Reviving the role of CRS in congressional oversight
The Congressional Research Service once played a prominent role in supporting oversight by congressional committees. Although that support has diminished sharply in recent years, it could conceivably be restored in a new Congress, writes former CRS analyst Kevin R. Kosar in a new paper.
In the past, CRS “closely assisted Congress in a myriad of major oversight efforts, including the Watergate investigation, the implementation of the Freedom of Information Act, and the Iran-Contra affair.”
But over time, Kosar writes, “CRS’ role in oversight declined due to various factors, most of which were out of its control. Congress changed. Congressional committees, particularly in the House of Representatives, lost capacity, and hyper-partisanism turned much oversight into political point-scoring rather than an exercise in governing that required expert assistance.”
See “The Atrophying of the Congressional Research Service’s Role in Supporting Committee Oversight” by Kevin R. Kosar, Wayne Law Review, vol. 64:149, 2018.
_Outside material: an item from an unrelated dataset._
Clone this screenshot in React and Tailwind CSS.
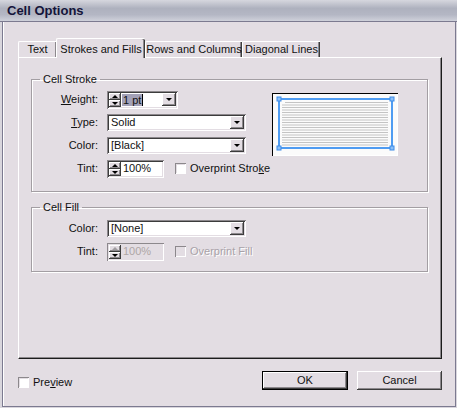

“CRS does not have to passively accept this fate,” said Kosar by email. His paper suggested various steps CRS could take to foster greater appreciation among committee leaders for the independent expertise CRS could provide.
CRS’s “raison d’être is to educate Congress, and it can engage its oversight and appropriations committees in a dialogue about the value of analysis and in-depth research. It can raise the issue of more extended oversight engagements and explain why they are valuable to Congress.”
“It is good for Congress, good for CRS staff, and good for the public to have nonpartisan experts more frequently and more deeply engaged in oversight,” he wrote.